Abstract

Disaggregation of seismic hazard provides the relative contributions to hazards from sources of different magnitude, distance, and epsilon. It is extended in this study to the disaggregation of annualized loss ratio, which is defined as the ratio of the average total annual value loss of an ensemble of properties to the total original value of those properties. Seismic hazard is usually disaggregated with a given ground-motion value at a spectral frequency or with ground-motion values of certain mean return period and spectral frequency. Hence, the results of seismic-hazard disaggregation depend on the given ground motion. The results are very useful for engineers to select a single “design earthquake.” However, as shown herein, if the seismic sources have recurrence times very different from the mean return period of the given ground motions, their relative contributions are suppressed and may be missed completely. For some applications, such as in the residential home insurance industry, this is not desirable.
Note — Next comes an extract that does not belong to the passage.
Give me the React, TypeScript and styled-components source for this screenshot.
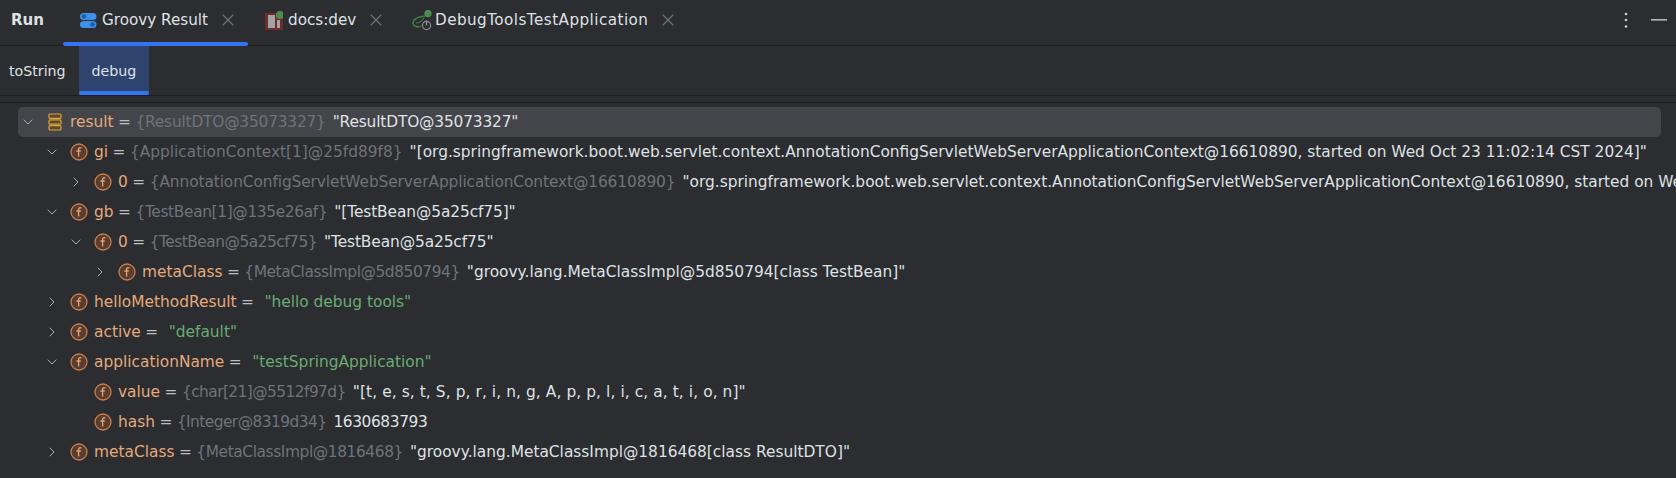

The annualized loss ratio disaggregation is performed using the whole hazard curve together with the building-response curve. It does not have the limitations of being dependent on the given ground motion and may be more appropriate for some applications such as home insurance. Seismic-hazard disaggregation may be extended not only to annualized loss ratio, which is the result of the structural vulnerability exposed to hazard, but also to the measures of loss due to other hazards like liquefaction and landslide as well. Specially designed measures for losses of these hazards, similar to the annualized loss ratio for disaggregation, are needed.